● **Exercise**: Show, in full, each line of the data that contains "with".

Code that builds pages
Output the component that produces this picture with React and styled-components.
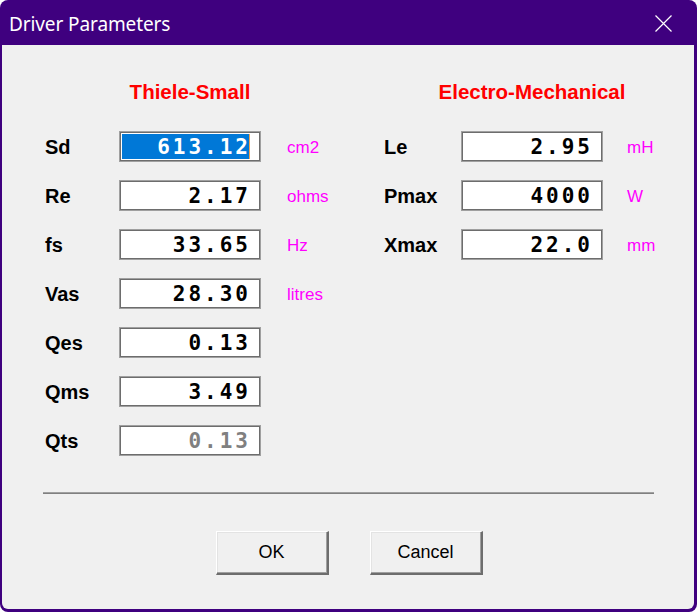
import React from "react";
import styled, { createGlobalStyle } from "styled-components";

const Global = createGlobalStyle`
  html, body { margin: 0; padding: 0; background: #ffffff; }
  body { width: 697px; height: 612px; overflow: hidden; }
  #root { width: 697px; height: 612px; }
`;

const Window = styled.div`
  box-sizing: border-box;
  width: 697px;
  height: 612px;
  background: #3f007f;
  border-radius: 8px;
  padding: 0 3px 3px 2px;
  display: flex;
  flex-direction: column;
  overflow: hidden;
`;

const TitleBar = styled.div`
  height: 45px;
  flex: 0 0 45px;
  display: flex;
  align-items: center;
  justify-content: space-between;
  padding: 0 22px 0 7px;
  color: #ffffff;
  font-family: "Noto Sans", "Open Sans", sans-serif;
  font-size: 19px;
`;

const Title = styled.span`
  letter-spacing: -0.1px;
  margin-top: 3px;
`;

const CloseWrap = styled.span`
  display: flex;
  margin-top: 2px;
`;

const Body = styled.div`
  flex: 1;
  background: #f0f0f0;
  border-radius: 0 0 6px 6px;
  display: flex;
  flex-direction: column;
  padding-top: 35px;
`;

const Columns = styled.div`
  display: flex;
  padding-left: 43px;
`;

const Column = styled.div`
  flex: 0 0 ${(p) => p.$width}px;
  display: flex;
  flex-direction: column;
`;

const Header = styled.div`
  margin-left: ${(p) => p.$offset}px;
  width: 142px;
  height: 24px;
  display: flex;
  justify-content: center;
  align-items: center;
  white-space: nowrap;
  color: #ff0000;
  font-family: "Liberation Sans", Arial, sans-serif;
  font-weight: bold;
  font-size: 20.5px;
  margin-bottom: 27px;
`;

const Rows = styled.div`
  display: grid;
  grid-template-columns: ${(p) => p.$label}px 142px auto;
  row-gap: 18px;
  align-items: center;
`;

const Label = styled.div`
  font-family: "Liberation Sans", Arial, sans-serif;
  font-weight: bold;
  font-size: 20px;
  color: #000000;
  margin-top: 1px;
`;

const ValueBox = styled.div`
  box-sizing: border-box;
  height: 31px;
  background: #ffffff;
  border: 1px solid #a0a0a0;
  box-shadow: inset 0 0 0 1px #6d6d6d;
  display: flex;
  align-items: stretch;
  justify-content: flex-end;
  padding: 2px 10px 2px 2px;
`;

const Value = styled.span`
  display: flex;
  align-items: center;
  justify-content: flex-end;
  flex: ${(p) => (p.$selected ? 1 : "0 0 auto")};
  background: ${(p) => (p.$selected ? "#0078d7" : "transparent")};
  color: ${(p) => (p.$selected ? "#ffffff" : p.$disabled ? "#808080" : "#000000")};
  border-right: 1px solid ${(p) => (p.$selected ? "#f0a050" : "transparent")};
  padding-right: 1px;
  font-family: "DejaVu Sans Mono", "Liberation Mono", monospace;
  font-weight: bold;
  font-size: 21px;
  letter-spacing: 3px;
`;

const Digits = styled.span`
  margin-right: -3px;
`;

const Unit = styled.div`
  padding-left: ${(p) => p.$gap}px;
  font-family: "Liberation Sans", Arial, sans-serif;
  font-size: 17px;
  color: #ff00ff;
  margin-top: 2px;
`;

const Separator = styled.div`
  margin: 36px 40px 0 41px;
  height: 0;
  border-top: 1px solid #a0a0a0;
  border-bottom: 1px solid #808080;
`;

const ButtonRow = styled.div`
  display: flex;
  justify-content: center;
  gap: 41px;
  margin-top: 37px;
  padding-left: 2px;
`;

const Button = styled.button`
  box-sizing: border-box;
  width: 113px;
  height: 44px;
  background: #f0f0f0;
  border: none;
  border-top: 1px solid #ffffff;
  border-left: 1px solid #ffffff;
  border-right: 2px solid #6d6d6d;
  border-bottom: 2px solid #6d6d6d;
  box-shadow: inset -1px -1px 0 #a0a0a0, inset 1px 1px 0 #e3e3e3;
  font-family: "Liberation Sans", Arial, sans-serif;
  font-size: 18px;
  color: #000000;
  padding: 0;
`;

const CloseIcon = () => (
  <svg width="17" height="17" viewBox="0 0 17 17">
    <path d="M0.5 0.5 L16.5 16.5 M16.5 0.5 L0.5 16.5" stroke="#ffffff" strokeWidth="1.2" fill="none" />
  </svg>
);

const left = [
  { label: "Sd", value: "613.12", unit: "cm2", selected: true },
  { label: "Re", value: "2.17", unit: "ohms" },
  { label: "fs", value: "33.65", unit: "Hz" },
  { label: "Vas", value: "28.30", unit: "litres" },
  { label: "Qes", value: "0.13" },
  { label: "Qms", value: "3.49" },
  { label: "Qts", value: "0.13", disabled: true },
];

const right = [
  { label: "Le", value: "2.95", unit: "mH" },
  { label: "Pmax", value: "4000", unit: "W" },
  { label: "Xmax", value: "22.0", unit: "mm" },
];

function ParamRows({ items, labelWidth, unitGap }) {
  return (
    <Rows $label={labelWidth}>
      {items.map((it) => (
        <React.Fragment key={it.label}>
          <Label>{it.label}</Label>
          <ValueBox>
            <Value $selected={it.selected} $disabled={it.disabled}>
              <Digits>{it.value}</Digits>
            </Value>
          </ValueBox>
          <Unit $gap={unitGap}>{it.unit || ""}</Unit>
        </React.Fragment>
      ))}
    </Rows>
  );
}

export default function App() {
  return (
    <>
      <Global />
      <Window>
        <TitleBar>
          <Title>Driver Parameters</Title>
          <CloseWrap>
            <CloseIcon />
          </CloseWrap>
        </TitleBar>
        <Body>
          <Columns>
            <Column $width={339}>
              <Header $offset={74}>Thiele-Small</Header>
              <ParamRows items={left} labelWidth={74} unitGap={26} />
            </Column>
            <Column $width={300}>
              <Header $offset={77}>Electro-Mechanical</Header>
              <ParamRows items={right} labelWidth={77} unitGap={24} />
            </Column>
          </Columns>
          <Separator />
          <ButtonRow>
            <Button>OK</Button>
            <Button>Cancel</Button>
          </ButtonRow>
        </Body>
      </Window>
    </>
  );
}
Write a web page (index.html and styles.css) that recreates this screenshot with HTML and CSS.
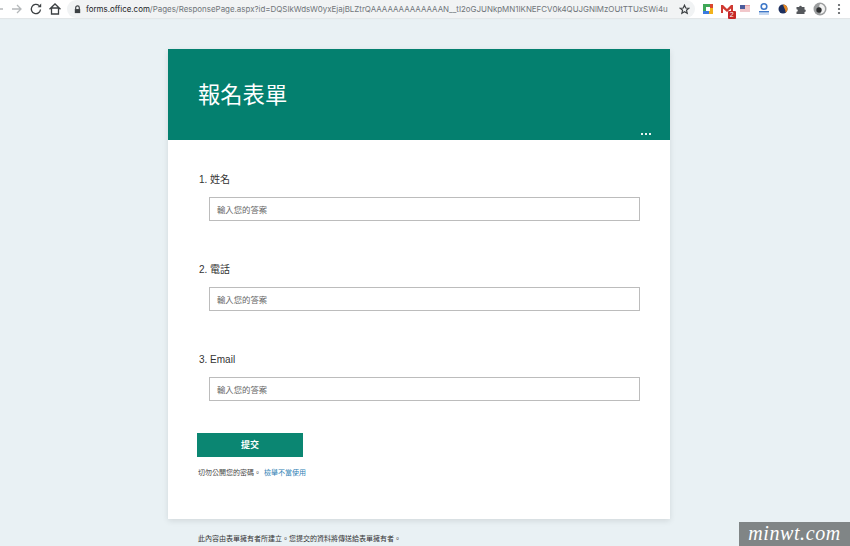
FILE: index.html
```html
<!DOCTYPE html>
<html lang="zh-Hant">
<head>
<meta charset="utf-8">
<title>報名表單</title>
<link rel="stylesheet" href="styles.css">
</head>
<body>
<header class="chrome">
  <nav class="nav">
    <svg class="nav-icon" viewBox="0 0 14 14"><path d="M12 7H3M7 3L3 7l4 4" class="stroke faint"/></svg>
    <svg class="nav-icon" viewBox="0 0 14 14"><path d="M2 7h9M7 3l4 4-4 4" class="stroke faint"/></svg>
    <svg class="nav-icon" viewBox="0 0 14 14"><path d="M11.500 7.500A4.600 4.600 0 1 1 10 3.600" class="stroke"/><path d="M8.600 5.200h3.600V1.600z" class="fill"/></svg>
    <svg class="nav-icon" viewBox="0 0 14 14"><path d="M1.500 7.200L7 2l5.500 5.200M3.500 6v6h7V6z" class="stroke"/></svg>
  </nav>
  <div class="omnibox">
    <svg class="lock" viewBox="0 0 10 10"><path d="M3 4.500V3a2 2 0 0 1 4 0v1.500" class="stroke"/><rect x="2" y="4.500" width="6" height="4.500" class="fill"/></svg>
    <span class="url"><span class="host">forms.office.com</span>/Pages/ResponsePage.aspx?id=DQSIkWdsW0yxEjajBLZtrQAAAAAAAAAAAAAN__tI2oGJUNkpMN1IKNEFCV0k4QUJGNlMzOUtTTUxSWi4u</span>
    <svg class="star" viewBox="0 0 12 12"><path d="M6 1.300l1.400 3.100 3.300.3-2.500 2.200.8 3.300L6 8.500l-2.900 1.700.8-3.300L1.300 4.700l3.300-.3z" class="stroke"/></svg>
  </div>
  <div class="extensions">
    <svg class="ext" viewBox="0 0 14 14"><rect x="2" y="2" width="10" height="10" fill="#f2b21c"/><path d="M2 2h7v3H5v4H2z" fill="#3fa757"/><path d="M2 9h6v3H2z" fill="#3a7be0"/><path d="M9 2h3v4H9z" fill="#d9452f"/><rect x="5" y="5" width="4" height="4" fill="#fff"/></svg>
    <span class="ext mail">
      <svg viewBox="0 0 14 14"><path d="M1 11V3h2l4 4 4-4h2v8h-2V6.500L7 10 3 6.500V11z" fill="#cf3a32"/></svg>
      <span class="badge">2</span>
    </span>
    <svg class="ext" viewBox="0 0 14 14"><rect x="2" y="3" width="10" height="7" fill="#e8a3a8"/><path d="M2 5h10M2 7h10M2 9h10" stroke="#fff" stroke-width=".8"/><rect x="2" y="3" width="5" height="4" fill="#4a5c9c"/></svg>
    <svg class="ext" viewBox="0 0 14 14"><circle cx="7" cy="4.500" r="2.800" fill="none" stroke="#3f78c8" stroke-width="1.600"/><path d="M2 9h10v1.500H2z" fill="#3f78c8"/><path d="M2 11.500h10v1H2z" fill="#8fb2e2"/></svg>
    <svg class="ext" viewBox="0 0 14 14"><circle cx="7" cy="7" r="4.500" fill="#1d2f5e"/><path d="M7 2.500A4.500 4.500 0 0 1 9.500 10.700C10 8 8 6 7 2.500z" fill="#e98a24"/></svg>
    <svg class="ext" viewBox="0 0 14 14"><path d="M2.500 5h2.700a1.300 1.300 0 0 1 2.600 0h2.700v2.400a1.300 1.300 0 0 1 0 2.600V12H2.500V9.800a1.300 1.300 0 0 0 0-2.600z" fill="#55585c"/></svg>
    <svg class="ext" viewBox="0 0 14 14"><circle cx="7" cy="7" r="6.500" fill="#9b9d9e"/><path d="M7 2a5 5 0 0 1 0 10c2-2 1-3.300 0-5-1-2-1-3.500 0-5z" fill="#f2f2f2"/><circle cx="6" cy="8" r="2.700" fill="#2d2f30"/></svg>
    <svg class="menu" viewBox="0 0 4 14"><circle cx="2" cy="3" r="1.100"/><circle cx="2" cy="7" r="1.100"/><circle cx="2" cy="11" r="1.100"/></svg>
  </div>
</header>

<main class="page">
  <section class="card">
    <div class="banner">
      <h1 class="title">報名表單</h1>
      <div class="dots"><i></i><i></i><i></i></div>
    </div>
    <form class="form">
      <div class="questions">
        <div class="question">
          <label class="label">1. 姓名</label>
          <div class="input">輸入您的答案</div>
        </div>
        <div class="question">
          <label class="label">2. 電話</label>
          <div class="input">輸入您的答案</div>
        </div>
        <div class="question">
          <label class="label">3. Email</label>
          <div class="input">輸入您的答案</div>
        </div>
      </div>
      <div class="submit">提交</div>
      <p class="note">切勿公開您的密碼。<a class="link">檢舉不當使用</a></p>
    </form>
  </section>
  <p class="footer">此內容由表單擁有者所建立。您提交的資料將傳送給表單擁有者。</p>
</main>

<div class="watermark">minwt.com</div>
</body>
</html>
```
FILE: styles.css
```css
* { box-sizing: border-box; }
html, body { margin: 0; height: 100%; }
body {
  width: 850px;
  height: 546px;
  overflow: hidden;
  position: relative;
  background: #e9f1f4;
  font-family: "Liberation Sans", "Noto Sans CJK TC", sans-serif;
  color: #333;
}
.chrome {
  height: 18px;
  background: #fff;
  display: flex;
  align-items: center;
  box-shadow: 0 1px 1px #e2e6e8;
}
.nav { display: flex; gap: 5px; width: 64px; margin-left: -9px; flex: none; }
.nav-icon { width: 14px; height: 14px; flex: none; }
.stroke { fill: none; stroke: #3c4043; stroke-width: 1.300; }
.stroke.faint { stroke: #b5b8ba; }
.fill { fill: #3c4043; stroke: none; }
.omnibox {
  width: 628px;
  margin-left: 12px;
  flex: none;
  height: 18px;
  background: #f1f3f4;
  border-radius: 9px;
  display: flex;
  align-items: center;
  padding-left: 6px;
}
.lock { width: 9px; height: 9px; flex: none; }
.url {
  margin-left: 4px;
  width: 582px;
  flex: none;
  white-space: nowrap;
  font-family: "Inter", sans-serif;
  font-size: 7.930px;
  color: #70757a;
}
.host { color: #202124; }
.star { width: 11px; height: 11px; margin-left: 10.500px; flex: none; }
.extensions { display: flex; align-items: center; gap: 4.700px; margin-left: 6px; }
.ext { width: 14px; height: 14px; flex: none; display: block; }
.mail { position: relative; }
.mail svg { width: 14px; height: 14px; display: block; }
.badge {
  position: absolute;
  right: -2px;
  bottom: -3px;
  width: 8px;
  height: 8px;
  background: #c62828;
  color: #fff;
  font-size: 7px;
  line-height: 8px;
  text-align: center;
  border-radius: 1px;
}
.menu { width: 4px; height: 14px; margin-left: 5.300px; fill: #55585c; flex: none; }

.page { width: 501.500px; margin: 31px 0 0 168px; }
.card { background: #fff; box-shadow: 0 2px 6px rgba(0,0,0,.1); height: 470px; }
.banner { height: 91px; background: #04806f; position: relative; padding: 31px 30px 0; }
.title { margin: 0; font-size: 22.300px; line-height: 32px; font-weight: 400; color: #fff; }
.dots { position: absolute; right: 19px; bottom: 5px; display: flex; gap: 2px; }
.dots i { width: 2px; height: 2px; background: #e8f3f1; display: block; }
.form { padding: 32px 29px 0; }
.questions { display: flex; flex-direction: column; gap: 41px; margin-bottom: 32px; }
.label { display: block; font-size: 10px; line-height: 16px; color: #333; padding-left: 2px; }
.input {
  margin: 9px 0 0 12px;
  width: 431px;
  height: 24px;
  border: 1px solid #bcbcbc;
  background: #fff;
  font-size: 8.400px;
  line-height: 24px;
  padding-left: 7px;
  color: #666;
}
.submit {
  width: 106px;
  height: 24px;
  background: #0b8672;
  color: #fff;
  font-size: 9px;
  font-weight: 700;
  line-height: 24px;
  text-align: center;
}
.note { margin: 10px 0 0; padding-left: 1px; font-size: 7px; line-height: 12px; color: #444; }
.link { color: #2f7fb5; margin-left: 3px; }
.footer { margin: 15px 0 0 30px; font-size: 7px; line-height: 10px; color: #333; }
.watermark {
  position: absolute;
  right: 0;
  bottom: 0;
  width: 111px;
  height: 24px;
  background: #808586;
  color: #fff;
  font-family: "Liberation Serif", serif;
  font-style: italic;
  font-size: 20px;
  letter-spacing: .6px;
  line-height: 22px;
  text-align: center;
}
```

● **Response to this task**:
Output the component that produces this picture with React and styled-components.
Write a web page (index.html and styles.css) that recreates this screenshot with HTML and CSS.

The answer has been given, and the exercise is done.